Jonathan Pangu has a bone to pick with chicken nuggets.
“I think processed food is getting out of hand, it’s one of the issues of our time and nuggets are just a really good symbol of everything that’s wrong,” says the father of three. “I’d like to put a bit of a dent in the industrial juggernaut that is processed food.”
That’s why he founded Death to Nuggets, a campaign designed to educate children and parents about better food choices, the harm of bad choices, and why eating healthy need not be a chore.
He’s also fed up with kids’ menus, which he says haven’t changed since the ’70s – it’s still nuggets, fish and chips, and spag bol.
“We need a rallying cry, we need something that’s bold and clear that can cut through – if you look at supermarket nuggets, there’s between 41 and 49 percent chicken in them, so what’s everything else?” says Pangu.
The project’s illustrations – by Melbourne-based illustrator Charlie Lin – are designed to capture kids’ imaginations from the get-go: set against storybook colours, sorry-looking nuggets are depicted being put to death in morbid and cartoonish ways. It’s not subtle, and it’s not trying to be.

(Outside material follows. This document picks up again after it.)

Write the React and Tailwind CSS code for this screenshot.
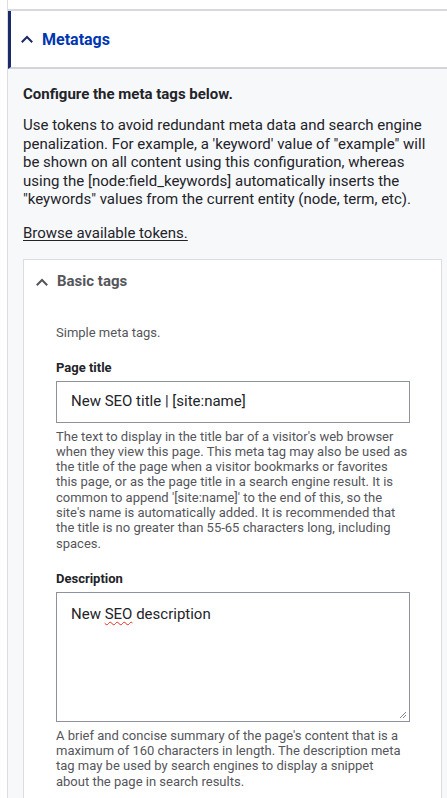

According to the Australian Bureau of Statistics, roughly 27 per cent of all Australian children are overweight or obese. This amplifies the chances of type 2 diabetes, sleep apnoea, mental health issues and a slew of other weight-related health problems.
Since becoming a stay-at-home dad last year, Pangu – a former advertising executive – realised the pervasiveness of processed foods in our pantries, and the part they play in childhood obesity.
“They’re quick, they’re cheap and they have this magnetic pull on kids – so the thinking was, how can we improve kids’ relationships with food?” he says.
Other campaigns targeting processed foods already exist, but where they fall flat, argues Pangu, is their inability to engage children and show that healthy eating can be an enjoyable experience.
At each monthly Death to Nuggets event – held at South Melbourne’s My Son, Joy – chef Laura Neville designs a four-course meal with a specific theme, focusing on a particular food and ways to prepare it. Neville helped launched Melbourne cafe Code Black in 2012, and has also worked in kitchens in Sydney and London during her 17-year career. The meal costs $45 per head.
“The kids will have a chance to get hands-on with their food – the chefs will come and talk to them in between courses about what they’ve eaten and they’ll have a chance to look in the kitchen,” says Pangu.
“I’m really just focusing on putting on some great events for kids and adults to get some positive momentum going so that they can continue that back at home,” Pangu says.